> _DIRECTIVE_:
Set the listing down again exactly, please, apart from its pictures.

> _DATA BLOCK_:
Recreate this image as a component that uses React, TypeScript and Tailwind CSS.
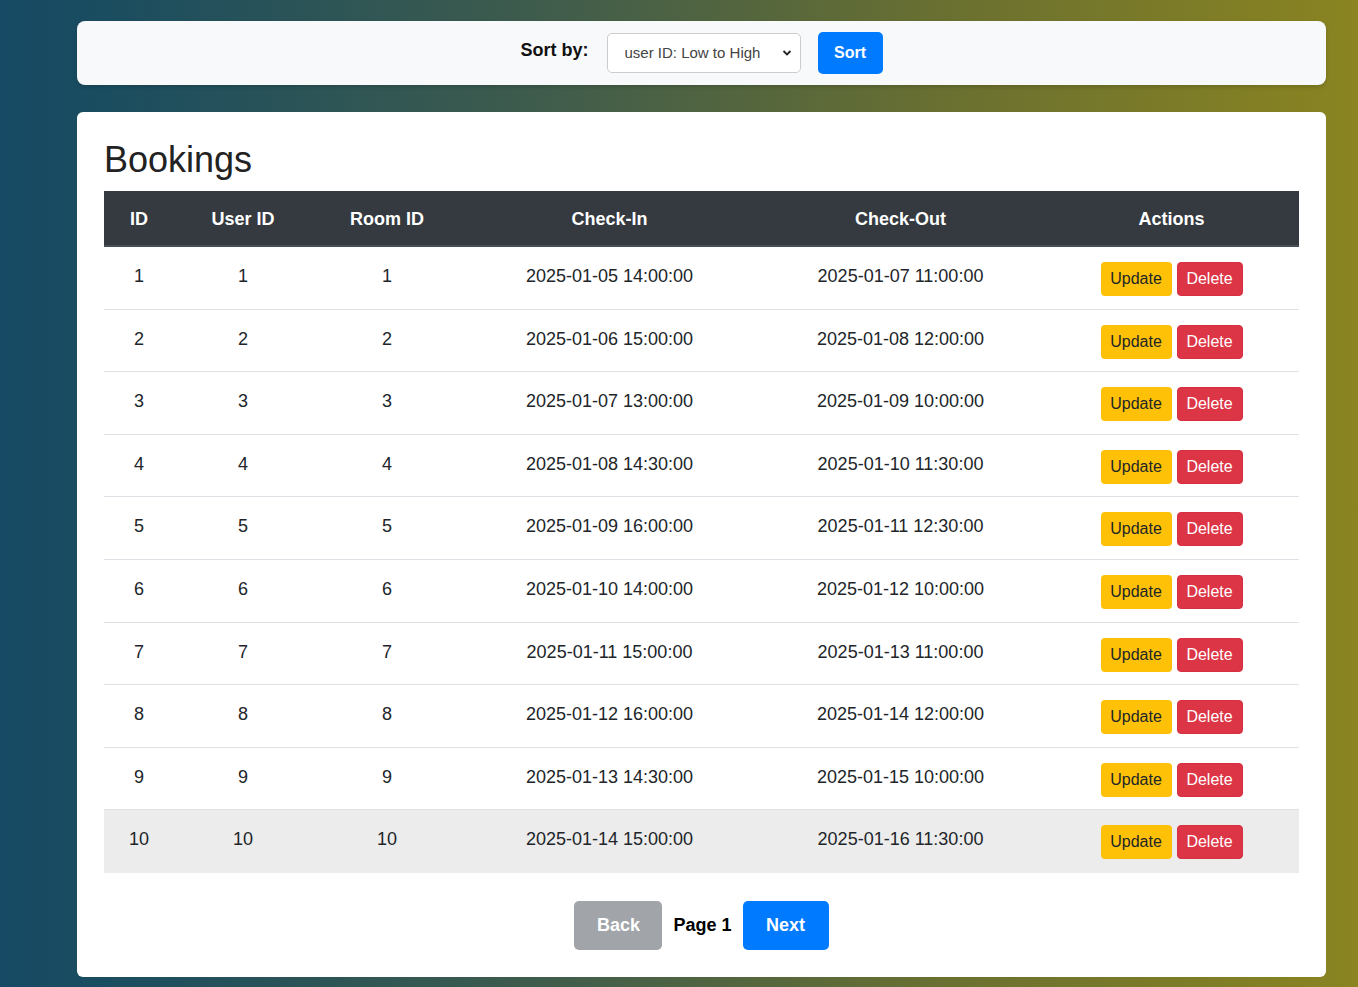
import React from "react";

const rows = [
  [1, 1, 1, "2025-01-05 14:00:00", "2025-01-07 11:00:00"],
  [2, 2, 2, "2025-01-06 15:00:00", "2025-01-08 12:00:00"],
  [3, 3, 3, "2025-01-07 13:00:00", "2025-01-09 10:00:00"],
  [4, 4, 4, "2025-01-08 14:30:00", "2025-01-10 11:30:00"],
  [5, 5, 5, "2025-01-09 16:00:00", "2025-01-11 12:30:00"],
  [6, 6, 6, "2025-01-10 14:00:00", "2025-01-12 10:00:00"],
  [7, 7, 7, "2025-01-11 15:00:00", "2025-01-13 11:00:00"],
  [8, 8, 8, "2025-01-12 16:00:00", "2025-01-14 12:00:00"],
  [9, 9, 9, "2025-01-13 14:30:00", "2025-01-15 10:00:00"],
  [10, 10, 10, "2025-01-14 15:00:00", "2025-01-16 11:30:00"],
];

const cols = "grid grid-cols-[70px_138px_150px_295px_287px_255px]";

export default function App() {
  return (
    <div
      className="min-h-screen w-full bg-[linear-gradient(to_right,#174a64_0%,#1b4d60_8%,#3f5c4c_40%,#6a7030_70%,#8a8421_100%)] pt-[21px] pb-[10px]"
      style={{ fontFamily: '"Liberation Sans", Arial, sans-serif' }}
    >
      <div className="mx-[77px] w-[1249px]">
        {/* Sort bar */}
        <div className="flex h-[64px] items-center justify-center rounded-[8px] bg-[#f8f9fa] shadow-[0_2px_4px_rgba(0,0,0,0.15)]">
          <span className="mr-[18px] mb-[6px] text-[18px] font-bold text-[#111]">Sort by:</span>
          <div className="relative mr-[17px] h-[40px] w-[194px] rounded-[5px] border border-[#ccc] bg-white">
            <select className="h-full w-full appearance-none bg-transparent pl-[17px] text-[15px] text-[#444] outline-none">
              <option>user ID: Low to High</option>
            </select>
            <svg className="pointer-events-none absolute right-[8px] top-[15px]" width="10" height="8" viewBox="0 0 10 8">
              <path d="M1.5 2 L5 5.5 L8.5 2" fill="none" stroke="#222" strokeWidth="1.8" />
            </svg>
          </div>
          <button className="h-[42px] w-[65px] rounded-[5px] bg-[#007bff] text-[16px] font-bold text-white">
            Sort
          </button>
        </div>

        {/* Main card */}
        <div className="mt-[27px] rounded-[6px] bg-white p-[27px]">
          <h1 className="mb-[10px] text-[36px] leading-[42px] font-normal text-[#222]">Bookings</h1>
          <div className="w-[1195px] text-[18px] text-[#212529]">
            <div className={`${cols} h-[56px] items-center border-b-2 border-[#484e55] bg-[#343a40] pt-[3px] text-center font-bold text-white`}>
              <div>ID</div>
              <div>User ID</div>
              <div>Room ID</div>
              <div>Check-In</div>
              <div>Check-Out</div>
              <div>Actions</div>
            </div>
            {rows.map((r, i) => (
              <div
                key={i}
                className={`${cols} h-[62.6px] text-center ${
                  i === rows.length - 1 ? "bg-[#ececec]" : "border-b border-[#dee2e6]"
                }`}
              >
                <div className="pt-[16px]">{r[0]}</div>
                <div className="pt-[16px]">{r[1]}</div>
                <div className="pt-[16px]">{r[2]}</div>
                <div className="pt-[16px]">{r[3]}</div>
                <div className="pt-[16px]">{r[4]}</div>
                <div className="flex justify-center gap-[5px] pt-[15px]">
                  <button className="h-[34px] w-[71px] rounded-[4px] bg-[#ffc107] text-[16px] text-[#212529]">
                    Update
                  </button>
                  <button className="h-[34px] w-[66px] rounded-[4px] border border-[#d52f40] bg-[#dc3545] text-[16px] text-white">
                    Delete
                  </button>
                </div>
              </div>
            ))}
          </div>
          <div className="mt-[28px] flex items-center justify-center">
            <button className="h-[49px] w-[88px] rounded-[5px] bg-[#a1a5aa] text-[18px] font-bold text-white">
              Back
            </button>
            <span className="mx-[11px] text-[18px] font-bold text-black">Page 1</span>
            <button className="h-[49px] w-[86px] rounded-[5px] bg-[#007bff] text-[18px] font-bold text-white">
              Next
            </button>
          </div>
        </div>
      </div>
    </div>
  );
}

> _CORRECT RESULT_:
Recreate this image as a component that uses React, TypeScript and Tailwind CSS.
import React from "react";

const rows = [
  [1, 1, 1, "2025-01-05 14:00:00", "2025-01-07 11:00:00"],
  [2, 2, 2, "2025-01-06 15:00:00", "2025-01-08 12:00:00"],
  [3, 3, 3, "2025-01-07 13:00:00", "2025-01-09 10:00:00"],
  [4, 4, 4, "2025-01-08 14:30:00", "2025-01-10 11:30:00"],
  [5, 5, 5, "2025-01-09 16:00:00", "2025-01-11 12:30:00"],
  [6, 6, 6, "2025-01-10 14:00:00", "2025-01-12 10:00:00"],
  [7, 7, 7, "2025-01-11 15:00:00", "2025-01-13 11:00:00"],
  [8, 8, 8, "2025-01-12 16:00:00", "2025-01-14 12:00:00"],
  [9, 9, 9, "2025-01-13 14:30:00", "2025-01-15 10:00:00"],
  [10, 10, 10, "2025-01-14 15:00:00", "2025-01-16 11:30:00"],
];

const cols = "grid grid-cols-[70px_138px_150px_295px_287px_255px]";

export default function App() {
  return (
    <div
      className="min-h-screen w-full bg-[linear-gradient(to_right,#174a64_0%,#1b4d60_8%,#3f5c4c_40%,#6a7030_70%,#8a8421_100%)] pt-[21px] pb-[10px]"
      style={{ fontFamily: '"Liberation Sans", Arial, sans-serif' }}
    >
      <div className="mx-[77px] w-[1249px]">
        {/* Sort bar */}
        <div className="flex h-[64px] items-center justify-center rounded-[8px] bg-[#f8f9fa] shadow-[0_2px_4px_rgba(0,0,0,0.15)]">
          <span className="mr-[18px] mb-[6px] text-[18px] font-bold text-[#111]">Sort by:</span>
          <div className="relative mr-[17px] h-[40px] w-[194px] rounded-[5px] border border-[#ccc] bg-white">
            <select className="h-full w-full appearance-none bg-transparent pl-[17px] text-[15px] text-[#444] outline-none">
              <option>user ID: Low to High</option>
            </select>
            <svg className="pointer-events-none absolute right-[8px] top-[15px]" width="10" height="8" viewBox="0 0 10 8">
              <path d="M1.5 2 L5 5.5 L8.5 2" fill="none" stroke="#222" strokeWidth="1.8" />
            </svg>
          </div>
          <button className="h-[42px] w-[65px] rounded-[5px] bg-[#007bff] text-[16px] font-bold text-white">
            Sort
          </button>
        </div>

        {/* Main card */}
        <div className="mt-[27px] rounded-[6px] bg-white p-[27px]">
          <h1 className="mb-[10px] text-[36px] leading-[42px] font-normal text-[#222]">Bookings</h1>
          <div className="w-[1195px] text-[18px] text-[#212529]">
            <div className={`${cols} h-[56px] items-center border-b-2 border-[#484e55] bg-[#343a40] pt-[3px] text-center font-bold text-white`}>
              <div>ID</div>
              <div>User ID</div>
              <div>Room ID</div>
              <div>Check-In</div>
              <div>Check-Out</div>
              <div>Actions</div>
            </div>
            {rows.map((r, i) => (
              <div
                key={i}
                className={`${cols} h-[62.6px] text-center ${
                  i === rows.length - 1 ? "bg-[#ececec]" : "border-b border-[#dee2e6]"
                }`}
              >
                <div className="pt-[16px]">{r[0]}</div>
                <div className="pt-[16px]">{r[1]}</div>
                <div className="pt-[16px]">{r[2]}</div>
                <div className="pt-[16px]">{r[3]}</div>
                <div className="pt-[16px]">{r[4]}</div>
                <div className="flex justify-center gap-[5px] pt-[15px]">
                  <button className="h-[34px] w-[71px] rounded-[4px] bg-[#ffc107] text-[16px] text-[#212529]">
                    Update
                  </button>
                  <button className="h-[34px] w-[66px] rounded-[4px] border border-[#d52f40] bg-[#dc3545] text-[16px] text-white">
                    Delete
                  </button>
                </div>
              </div>
            ))}
          </div>
          <div className="mt-[28px] flex items-center justify-center">
            <button className="h-[49px] w-[88px] rounded-[5px] bg-[#a1a5aa] text-[18px] font-bold text-white">
              Back
            </button>
            <span className="mx-[11px] text-[18px] font-bold text-black">Page 1</span>
            <button className="h-[49px] w-[86px] rounded-[5px] bg-[#007bff] text-[18px] font-bold text-white">
              Next
            </button>
          </div>
        </div>
      </div>
    </div>
  );
}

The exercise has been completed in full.